In other words, while I think you have rightly outlined the rise of anti-discrimination law and justified it through a natural law lens (rather than from a liberal, personal autonomy account), I'm not sure that you have properly defeated the claims of older natural law thinkers who note that women do have a special competency in the domestic sphere and therefore have an overlapping yet distinct set of responsibilities to those of men. Today, natural law may require that these distinctions be loosened in the law to secure the common good. But it is entirely possible that in a hypothetical future that no longer requires this by necessity, the common good will be better secured by the law discriminating between men and women (beyond offering mere protection for pregnancy status).
An absolutely stunning essay.
This part jumped out: "What were these duties that characterized human beings? First, duties to self (to develop one’s rational faculties and to master one’s appetites), to family (to care for one’s dependent children, spouse, and elderly parents)..."
For those of us who aren't quite as well read but would like to dive in further, any recommendations on where Wollstonecraft discusses these various duties?

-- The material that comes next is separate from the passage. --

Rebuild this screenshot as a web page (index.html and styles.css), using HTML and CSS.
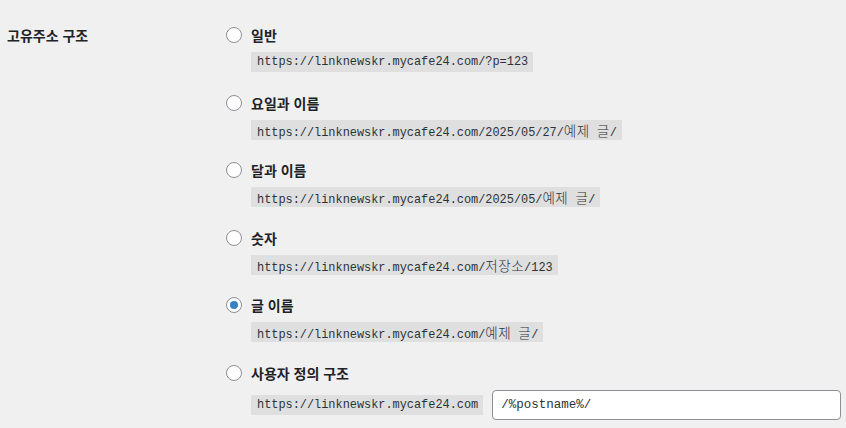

Thank you kindly. I’m pulling from various writings. You might start with Thoughts on the Education of Daughters and especially (perhaps my favorite), Original Stories in Real Life. Her prayers from the Preface of her Female Reader are exquisite. We’ve put all this up at https://www.abigailadamsinstitute.org/read-wollstonecraft
And obviously I’d recommend my book! :)
Are rights and duties separated in other instances of civic life? We have the right to drink, but we also have a duty to protect life by not driving a car while drinking. Think about environmental protection, employment practices, etc.? Is the erasure of duty that accompanies the right of sexual activity (the possibility of parenting a child) a forerunner of things to come, or is it already greatly in our midst?
Yes indeed
"it was also a reaction against liberalism, which cleaved home from work, economics from politics, public from private, man from woman, and too often, parents from their children"
This confuses changing material reality, capitalism and industrialization, with philosophy. The stream engine would have shattered the unity of home and work even if Locke was never born.